Wrestlers don’t become actors. Wrestlers are actors. Sometimes, Hollywood notices. Hollywood noticed Roddy Piper. Body Slam, 1987: A fish-out-of-water comedy about a music promoter in the world of wrestling, with “Rowdy” Roddy Piper as “Quick” Rick Roberts. Hell Comes to Frogtown, also 1987: Piper plays a post-apocalyptic drifter rescuing a tribe of beautiful women kidnapped into sex slavery by mutant frogs. You read all of that right. Piper’s name in the movie? “Sam Hell.”
Piper, who died Thursday at the age of 61, never really stopped acting. His IMDB page overflows with titles you kind of remember, maybe from some long-ago video store, maybe from when they used to print out the TV guide in the newspaper you used to subscribe to. Back in Action and Immortal Combat, No Contest and Jungleground, Terminal Rush and Dead Tides. To be a famous wrestler is to be a cult figure, so there were equal parts gleeful self-satire and raw authenticity when Piper showed up in It’s Always Sunny in Philadelphia, playing a demented wrestler named “Da’Maniac.”
In an interview, Piper said Da’Maniac was a comical riff on Mickey Rourke in The Wrestler, Darren Aronofsky’s ode to the squared circle. Maybe Piper’s spoof was so funny because he understood all too well the character’s bleak reality — Aronofsky claimed that Piper showed up to a screening of The Wrestler, loved it, and wound up crying into Mickey Rourke’s arms.

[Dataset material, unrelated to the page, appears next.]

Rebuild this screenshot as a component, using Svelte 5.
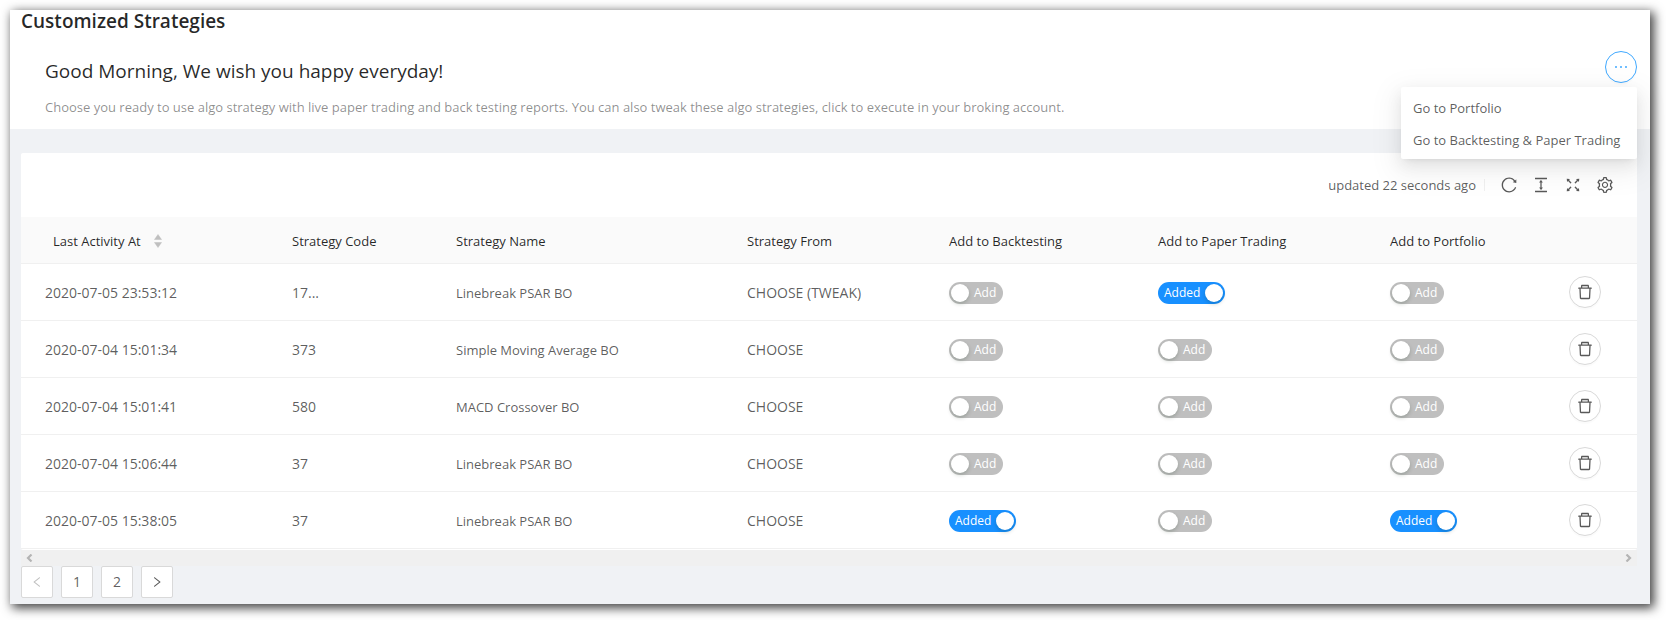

Piper was already a legend long before his untimely death. Or maybe it’s more accurate to say: As a wrestler, he was a legend. And as an actor, he worked a lot — and, once upon a time, he became some kind of legend. They Live, 1988. John Carpenter wanted to make a sci-fi horror action satire, an R-rated blood romp about consumerism and class warfare and media brainwashing and aliens camouflaged as humans. Carpenter went to WrestleMania III, met Piper, knew that he had found his star.
They Live is best described as a brutally serious farce, a Marx Brothers comedy approved by Karl Marx. Piper plays a man who doesn’t quite have a name. (In the end-credits he’s “Nada,” as in “Nothing.”) He’s a drifter living on the fringes, watching the cops destroy a homeless village. He finds some groovy sunglasses, which reveal that there are aliens among us, pummeling humanity into submission with stealth-attack media and totalitarian conformity.
At one point, Piper finds his way into a bank. He’s got a shotgun. He see some aliens. “I have come here to chew bubblegum and kick ass,” he says. “And I’m all out of bubblegum.”
Carpenter always credited Piper with ad-libbing that line, which plays in the moment like both a shining example of ’80s beefcake badassery and a lacerating parody of the same. (A version of that line popped up in Duke Nukem.) And that’s not even Piper’s best moment in the movie. Later, in an alley, he meets up with his pal Keith David. Piper wants David to put on the sunglasses; David refuses. They fight, and fight, and fight and fight and fight.
There is so much inexplicable wonder in this scene, which took weeks of rehearsal. It’s realistic but cartoony, funny but occasionally genuinely freaky. You can never tell how serious the fighters are, and you start to wonder if they’re just going to kill each other. You have to love Piper repeating the phrase, “I don’t want to fight you, I don’t want to fight you,” right before he spends five minutes fighting him. Or the moment around 4:19, when Piper smashes the back window of a car — and, stunned, tells David he’s sorry, like a kid who didn’t realize his hand was in the cookie jar.
South Park did a shot-for-shot parody of that scene. Last year, Adventure Time did another parody of the fistfight, between fiery despot Flame King and his minion Don John the Flame Lord. This parody was rather more official: Flame King was voiced by Keith David, and Don John was voiced by Roddy Piper. Listen closely at :05, and you can hear Piper mumble, with complete authenticity: “Stamina…failing.” Raspy, wry, over-the-top and completely believable — and that was just the man’s voice!
According to some sources, that scene was only supposed to be a short little scuffle. As is, it’s five and a half minutes long. Aronofsky cited it as an influence on The Wrestler, and thought the scene was intended as an overextended, hyperbolized spoof of fight scenes. I’m not so sure; it’s possible Carpenter just liked watching Piper and David fully commit to punching and kicking the living hell out of each other. Piper was a wrestler and an actor — and for one perfect, mesmerizing scene, he was the best of both.